=== STATED TASK ===
Transcribe the material verbatim in full; the pictures do not belong in the copy.

=== SOURCE DATA ===

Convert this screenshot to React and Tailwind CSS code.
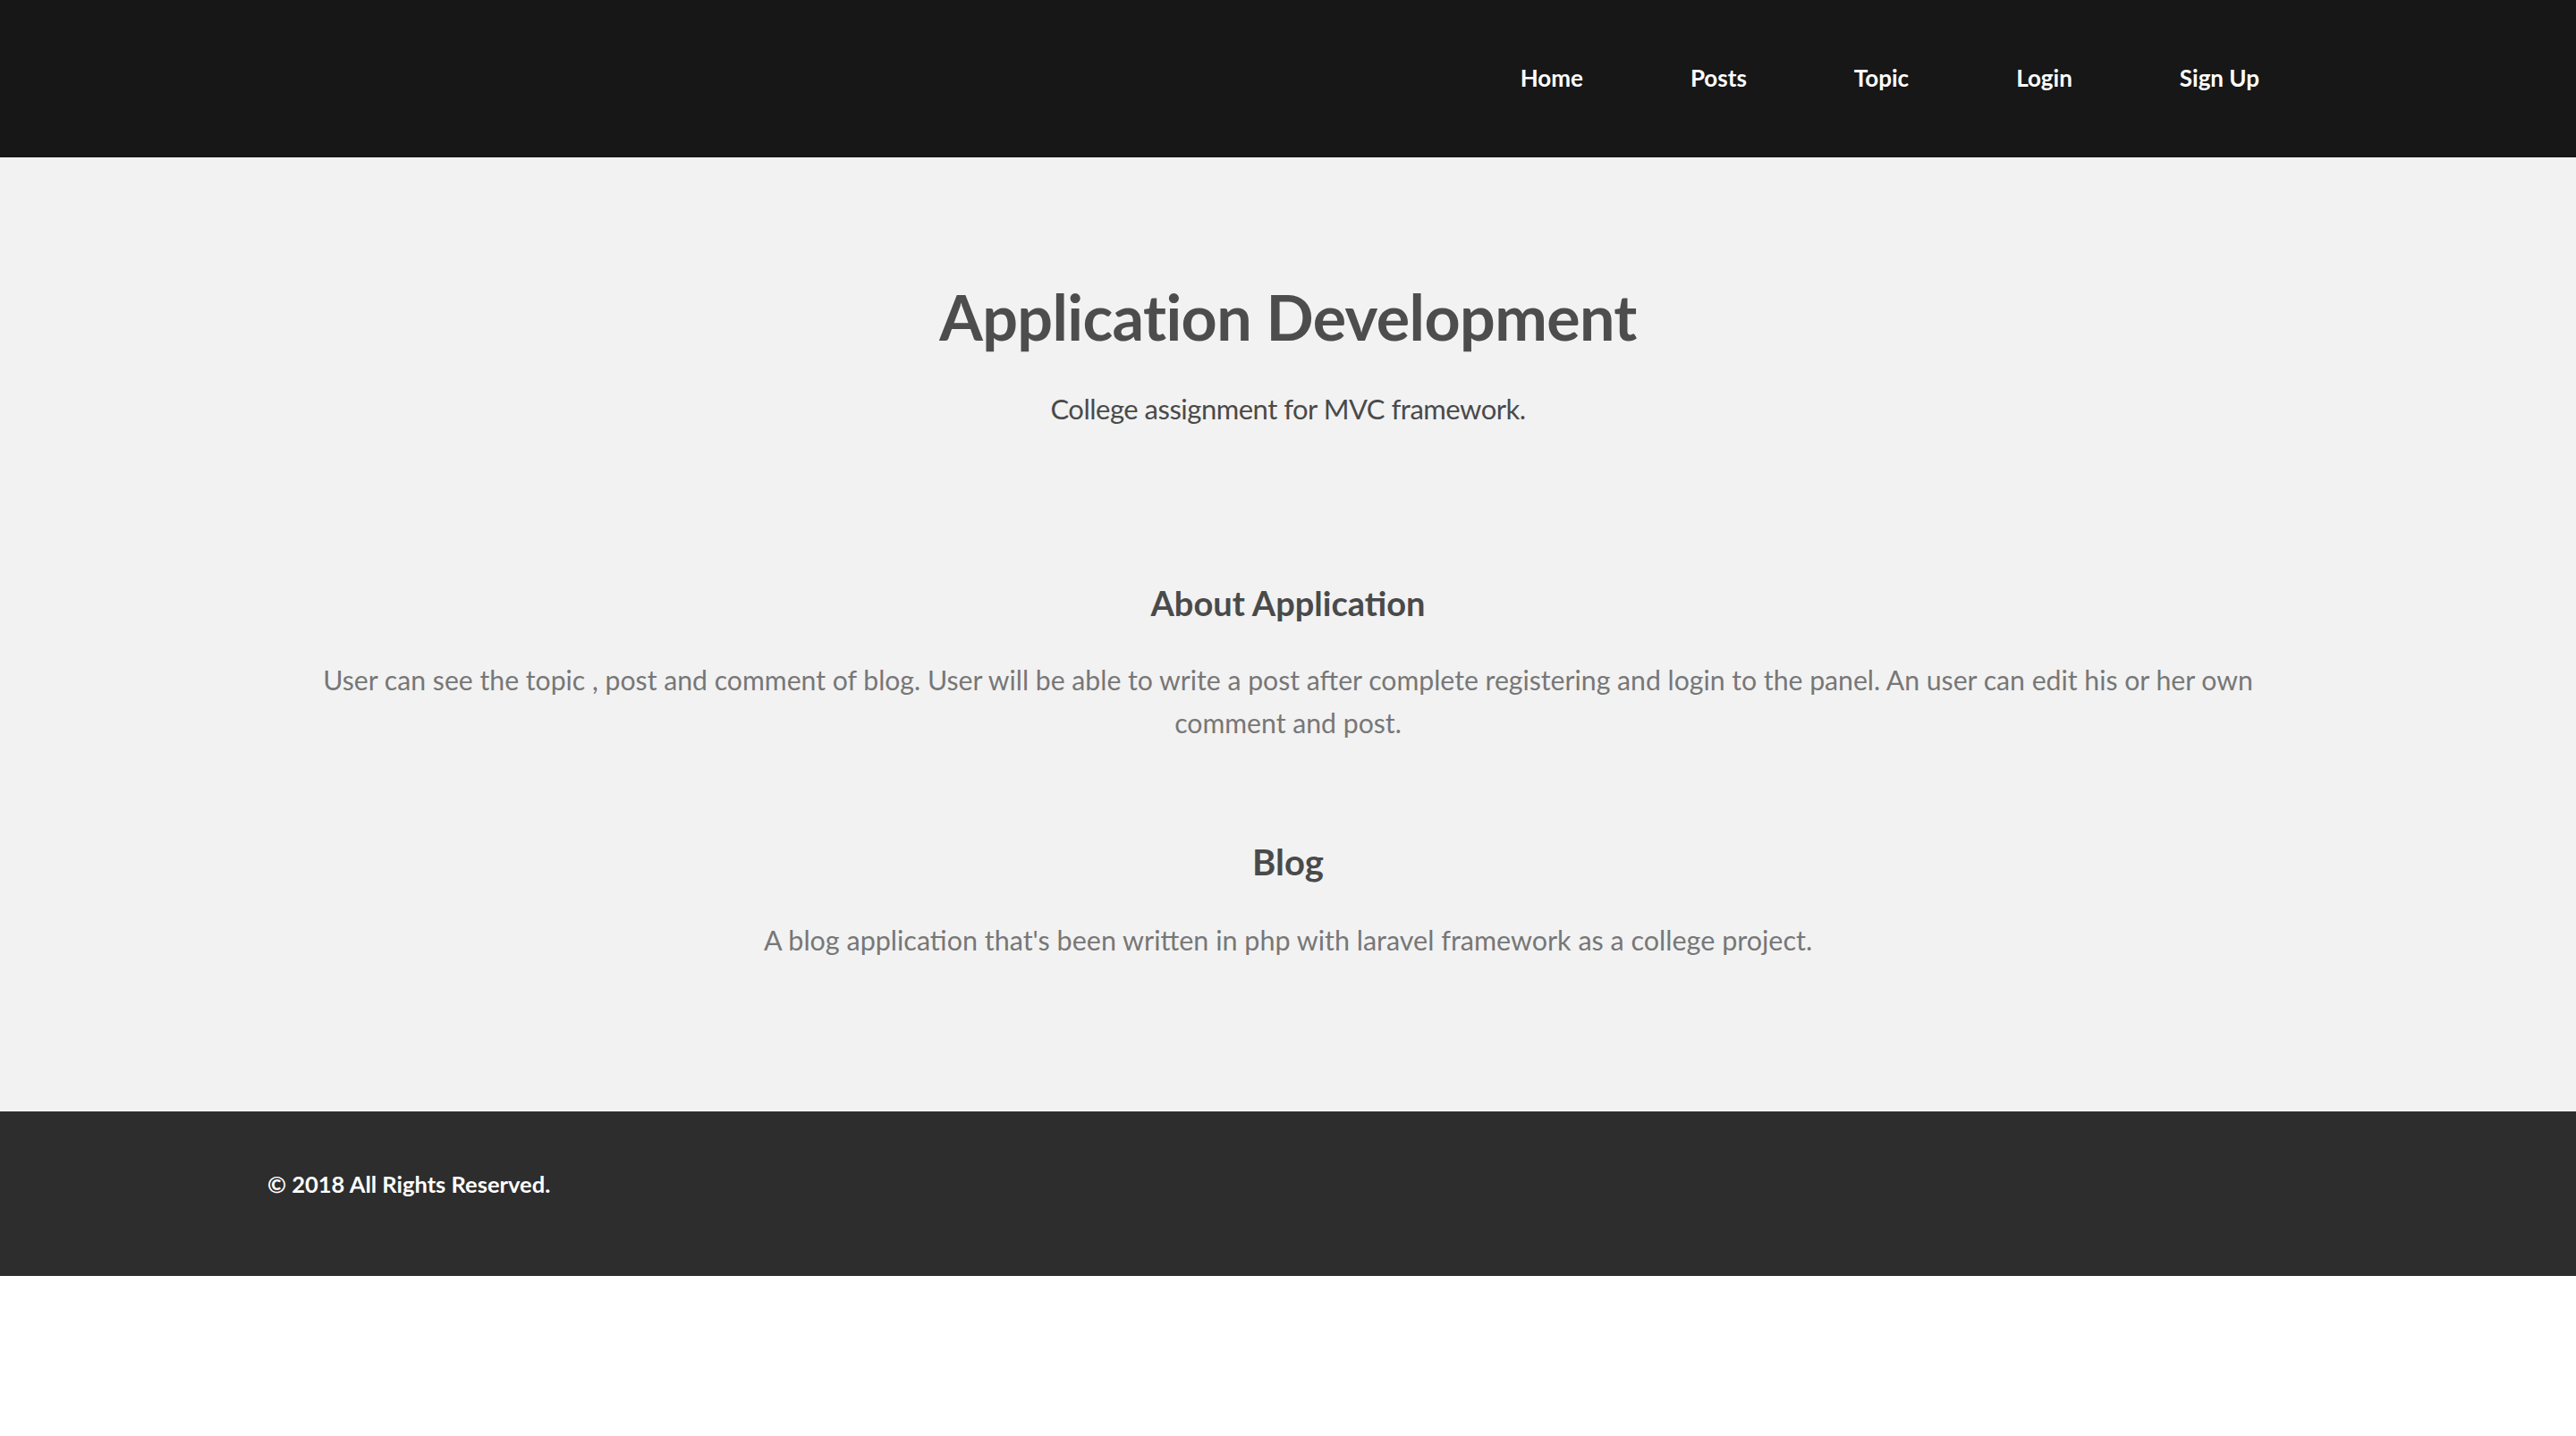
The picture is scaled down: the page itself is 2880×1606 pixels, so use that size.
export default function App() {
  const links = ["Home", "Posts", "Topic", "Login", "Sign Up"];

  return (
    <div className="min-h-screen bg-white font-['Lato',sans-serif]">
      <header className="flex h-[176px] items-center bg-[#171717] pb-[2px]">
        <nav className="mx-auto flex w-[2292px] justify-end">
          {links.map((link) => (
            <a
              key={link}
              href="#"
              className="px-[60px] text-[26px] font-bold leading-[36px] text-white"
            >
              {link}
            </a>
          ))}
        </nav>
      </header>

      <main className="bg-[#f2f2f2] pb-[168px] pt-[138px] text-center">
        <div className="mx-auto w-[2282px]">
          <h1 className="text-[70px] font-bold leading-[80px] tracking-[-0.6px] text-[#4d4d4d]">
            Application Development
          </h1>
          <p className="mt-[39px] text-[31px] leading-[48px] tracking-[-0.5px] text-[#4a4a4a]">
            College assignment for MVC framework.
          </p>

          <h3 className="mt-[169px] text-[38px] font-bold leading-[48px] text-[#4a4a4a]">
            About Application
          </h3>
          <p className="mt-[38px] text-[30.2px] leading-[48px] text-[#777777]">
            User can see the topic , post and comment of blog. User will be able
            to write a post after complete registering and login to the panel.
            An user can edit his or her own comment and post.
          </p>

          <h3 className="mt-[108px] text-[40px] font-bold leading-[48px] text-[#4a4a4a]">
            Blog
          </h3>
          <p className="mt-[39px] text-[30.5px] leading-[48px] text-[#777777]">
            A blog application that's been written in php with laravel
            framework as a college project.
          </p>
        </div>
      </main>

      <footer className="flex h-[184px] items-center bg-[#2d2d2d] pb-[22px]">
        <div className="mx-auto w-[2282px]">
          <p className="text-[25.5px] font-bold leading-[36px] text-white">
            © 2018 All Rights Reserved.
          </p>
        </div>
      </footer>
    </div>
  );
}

=== THE COMPLETED TASK ===
Convert this screenshot to React and Tailwind CSS code.
The picture is scaled down: the page itself is 2880×1606 pixels, so use that size.
export default function App() {
  const links = ["Home", "Posts", "Topic", "Login", "Sign Up"];

  return (
    <div className="min-h-screen bg-white font-['Lato',sans-serif]">
      <header className="flex h-[176px] items-center bg-[#171717] pb-[2px]">
        <nav className="mx-auto flex w-[2292px] justify-end">
          {links.map((link) => (
            <a
              key={link}
              href="#"
              className="px-[60px] text-[26px] font-bold leading-[36px] text-white"
            >
              {link}
            </a>
          ))}
        </nav>
      </header>

      <main className="bg-[#f2f2f2] pb-[168px] pt-[138px] text-center">
        <div className="mx-auto w-[2282px]">
          <h1 className="text-[70px] font-bold leading-[80px] tracking-[-0.6px] text-[#4d4d4d]">
            Application Development
          </h1>
          <p className="mt-[39px] text-[31px] leading-[48px] tracking-[-0.5px] text-[#4a4a4a]">
            College assignment for MVC framework.
          </p>

          <h3 className="mt-[169px] text-[38px] font-bold leading-[48px] text-[#4a4a4a]">
            About Application
          </h3>
          <p className="mt-[38px] text-[30.2px] leading-[48px] text-[#777777]">
            User can see the topic , post and comment of blog. User will be able
            to write a post after complete registering and login to the panel.
            An user can edit his or her own comment and post.
          </p>

          <h3 className="mt-[108px] text-[40px] font-bold leading-[48px] text-[#4a4a4a]">
            Blog
          </h3>
          <p className="mt-[39px] text-[30.5px] leading-[48px] text-[#777777]">
            A blog application that's been written in php with laravel
            framework as a college project.
          </p>
        </div>
      </main>

      <footer className="flex h-[184px] items-center bg-[#2d2d2d] pb-[22px]">
        <div className="mx-auto w-[2282px]">
          <p className="text-[25.5px] font-bold leading-[36px] text-white">
            © 2018 All Rights Reserved.
          </p>
        </div>
      </footer>
    </div>
  );
}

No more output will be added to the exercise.